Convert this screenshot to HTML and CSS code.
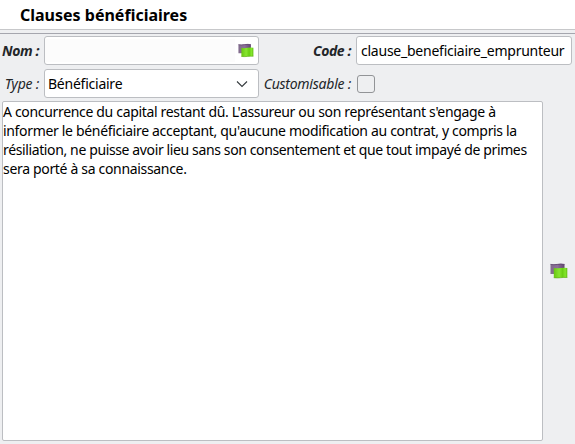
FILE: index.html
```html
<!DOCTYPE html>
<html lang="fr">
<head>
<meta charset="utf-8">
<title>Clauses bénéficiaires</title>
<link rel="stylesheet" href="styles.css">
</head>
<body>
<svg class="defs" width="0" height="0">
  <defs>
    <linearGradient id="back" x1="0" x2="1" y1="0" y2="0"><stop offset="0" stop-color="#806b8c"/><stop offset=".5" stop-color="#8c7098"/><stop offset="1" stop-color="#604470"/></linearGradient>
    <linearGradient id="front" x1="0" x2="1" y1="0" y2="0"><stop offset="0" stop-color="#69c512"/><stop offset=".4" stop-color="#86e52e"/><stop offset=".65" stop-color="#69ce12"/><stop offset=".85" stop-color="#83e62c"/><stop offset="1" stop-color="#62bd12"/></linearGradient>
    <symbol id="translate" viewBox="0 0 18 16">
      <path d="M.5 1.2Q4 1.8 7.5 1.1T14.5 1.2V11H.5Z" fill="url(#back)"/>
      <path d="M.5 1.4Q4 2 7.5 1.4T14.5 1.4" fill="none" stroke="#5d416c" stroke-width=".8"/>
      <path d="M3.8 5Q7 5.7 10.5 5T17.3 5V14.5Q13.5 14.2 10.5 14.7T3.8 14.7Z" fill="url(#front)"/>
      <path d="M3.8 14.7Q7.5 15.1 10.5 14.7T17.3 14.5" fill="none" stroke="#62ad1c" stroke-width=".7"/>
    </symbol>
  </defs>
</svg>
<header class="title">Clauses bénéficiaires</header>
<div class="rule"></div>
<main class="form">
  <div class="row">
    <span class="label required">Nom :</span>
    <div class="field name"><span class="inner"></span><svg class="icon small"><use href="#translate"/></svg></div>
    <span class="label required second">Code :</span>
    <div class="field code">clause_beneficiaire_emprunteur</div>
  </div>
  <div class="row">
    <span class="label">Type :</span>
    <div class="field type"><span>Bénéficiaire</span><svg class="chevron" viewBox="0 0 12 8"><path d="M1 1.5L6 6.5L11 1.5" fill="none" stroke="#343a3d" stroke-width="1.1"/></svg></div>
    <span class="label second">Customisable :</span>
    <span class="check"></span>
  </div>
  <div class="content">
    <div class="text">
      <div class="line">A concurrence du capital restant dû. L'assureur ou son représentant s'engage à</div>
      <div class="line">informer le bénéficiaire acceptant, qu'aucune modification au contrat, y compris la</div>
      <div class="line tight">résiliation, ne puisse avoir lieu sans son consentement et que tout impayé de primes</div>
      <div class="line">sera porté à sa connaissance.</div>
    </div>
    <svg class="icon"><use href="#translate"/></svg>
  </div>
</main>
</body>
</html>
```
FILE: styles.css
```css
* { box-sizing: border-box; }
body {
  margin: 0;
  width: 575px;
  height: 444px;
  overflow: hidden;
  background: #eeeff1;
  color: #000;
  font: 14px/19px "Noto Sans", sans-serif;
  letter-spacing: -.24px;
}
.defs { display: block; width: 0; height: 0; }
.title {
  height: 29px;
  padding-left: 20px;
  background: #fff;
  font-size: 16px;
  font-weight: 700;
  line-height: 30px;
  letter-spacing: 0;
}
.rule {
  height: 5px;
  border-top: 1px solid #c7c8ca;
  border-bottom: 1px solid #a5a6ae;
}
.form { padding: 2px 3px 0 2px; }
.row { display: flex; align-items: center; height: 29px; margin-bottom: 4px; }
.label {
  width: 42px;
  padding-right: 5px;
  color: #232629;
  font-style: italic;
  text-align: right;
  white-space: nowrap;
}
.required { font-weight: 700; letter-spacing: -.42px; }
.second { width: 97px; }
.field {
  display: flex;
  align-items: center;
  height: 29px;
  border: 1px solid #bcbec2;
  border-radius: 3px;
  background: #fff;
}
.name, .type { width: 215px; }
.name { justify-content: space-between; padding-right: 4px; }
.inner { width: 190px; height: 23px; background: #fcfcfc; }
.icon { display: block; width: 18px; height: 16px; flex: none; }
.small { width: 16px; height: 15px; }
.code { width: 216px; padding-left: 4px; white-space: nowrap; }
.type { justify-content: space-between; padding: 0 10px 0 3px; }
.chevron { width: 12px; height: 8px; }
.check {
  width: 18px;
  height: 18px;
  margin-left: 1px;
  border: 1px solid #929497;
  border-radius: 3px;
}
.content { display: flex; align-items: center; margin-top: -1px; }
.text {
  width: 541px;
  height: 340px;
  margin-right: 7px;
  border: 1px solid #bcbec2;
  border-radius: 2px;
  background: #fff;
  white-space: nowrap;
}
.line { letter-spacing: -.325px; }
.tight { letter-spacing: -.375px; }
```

__Stated task__
Print out the whole of the material word for word, without pictures.

__Right answer__
Convert this screenshot to HTML and CSS code.
FILE: index.html
```html
<!DOCTYPE html>
<html lang="fr">
<head>
<meta charset="utf-8">
<title>Clauses bénéficiaires</title>
<link rel="stylesheet" href="styles.css">
</head>
<body>
<svg class="defs" width="0" height="0">
  <defs>
    <linearGradient id="back" x1="0" x2="1" y1="0" y2="0"><stop offset="0" stop-color="#806b8c"/><stop offset=".5" stop-color="#8c7098"/><stop offset="1" stop-color="#604470"/></linearGradient>
    <linearGradient id="front" x1="0" x2="1" y1="0" y2="0"><stop offset="0" stop-color="#69c512"/><stop offset=".4" stop-color="#86e52e"/><stop offset=".65" stop-color="#69ce12"/><stop offset=".85" stop-color="#83e62c"/><stop offset="1" stop-color="#62bd12"/></linearGradient>
    <symbol id="translate" viewBox="0 0 18 16">
      <path d="M.5 1.2Q4 1.8 7.5 1.1T14.5 1.2V11H.5Z" fill="url(#back)"/>
      <path d="M.5 1.4Q4 2 7.5 1.4T14.5 1.4" fill="none" stroke="#5d416c" stroke-width=".8"/>
      <path d="M3.8 5Q7 5.7 10.5 5T17.3 5V14.5Q13.5 14.2 10.5 14.7T3.8 14.7Z" fill="url(#front)"/>
      <path d="M3.8 14.7Q7.5 15.1 10.5 14.7T17.3 14.5" fill="none" stroke="#62ad1c" stroke-width=".7"/>
    </symbol>
  </defs>
</svg>
<header class="title">Clauses bénéficiaires</header>
<div class="rule"></div>
<main class="form">
  <div class="row">
    <span class="label required">Nom :</span>
    <div class="field name"><span class="inner"></span><svg class="icon small"><use href="#translate"/></svg></div>
    <span class="label required second">Code :</span>
    <div class="field code">clause_beneficiaire_emprunteur</div>
  </div>
  <div class="row">
    <span class="label">Type :</span>
    <div class="field type"><span>Bénéficiaire</span><svg class="chevron" viewBox="0 0 12 8"><path d="M1 1.5L6 6.5L11 1.5" fill="none" stroke="#343a3d" stroke-width="1.1"/></svg></div>
    <span class="label second">Customisable :</span>
    <span class="check"></span>
  </div>
  <div class="content">
    <div class="text">
      <div class="line">A concurrence du capital restant dû. L'assureur ou son représentant s'engage à</div>
      <div class="line">informer le bénéficiaire acceptant, qu'aucune modification au contrat, y compris la</div>
      <div class="line tight">résiliation, ne puisse avoir lieu sans son consentement et que tout impayé de primes</div>
      <div class="line">sera porté à sa connaissance.</div>
    </div>
    <svg class="icon"><use href="#translate"/></svg>
  </div>
</main>
</body>
</html>
```
FILE: styles.css
```css
* { box-sizing: border-box; }
body {
  margin: 0;
  width: 575px;
  height: 444px;
  overflow: hidden;
  background: #eeeff1;
  color: #000;
  font: 14px/19px "Noto Sans", sans-serif;
  letter-spacing: -.24px;
}
.defs { display: block; width: 0; height: 0; }
.title {
  height: 29px;
  padding-left: 20px;
  background: #fff;
  font-size: 16px;
  font-weight: 700;
  line-height: 30px;
  letter-spacing: 0;
}
.rule {
  height: 5px;
  border-top: 1px solid #c7c8ca;
  border-bottom: 1px solid #a5a6ae;
}
.form { padding: 2px 3px 0 2px; }
.row { display: flex; align-items: center; height: 29px; margin-bottom: 4px; }
.label {
  width: 42px;
  padding-right: 5px;
  color: #232629;
  font-style: italic;
  text-align: right;
  white-space: nowrap;
}
.required { font-weight: 700; letter-spacing: -.42px; }
.second { width: 97px; }
.field {
  display: flex;
  align-items: center;
  height: 29px;
  border: 1px solid #bcbec2;
  border-radius: 3px;
  background: #fff;
}
.name, .type { width: 215px; }
.name { justify-content: space-between; padding-right: 4px; }
.inner { width: 190px; height: 23px; background: #fcfcfc; }
.icon { display: block; width: 18px; height: 16px; flex: none; }
.small { width: 16px; height: 15px; }
.code { width: 216px; padding-left: 4px; white-space: nowrap; }
.type { justify-content: space-between; padding: 0 10px 0 3px; }
.chevron { width: 12px; height: 8px; }
.check {
  width: 18px;
  height: 18px;
  margin-left: 1px;
  border: 1px solid #929497;
  border-radius: 3px;
}
.content { display: flex; align-items: center; margin-top: -1px; }
.text {
  width: 541px;
  height: 340px;
  margin-right: 7px;
  border: 1px solid #bcbec2;
  border-radius: 2px;
  background: #fff;
  white-space: nowrap;
}
.line { letter-spacing: -.325px; }
.tight { letter-spacing: -.375px; }
```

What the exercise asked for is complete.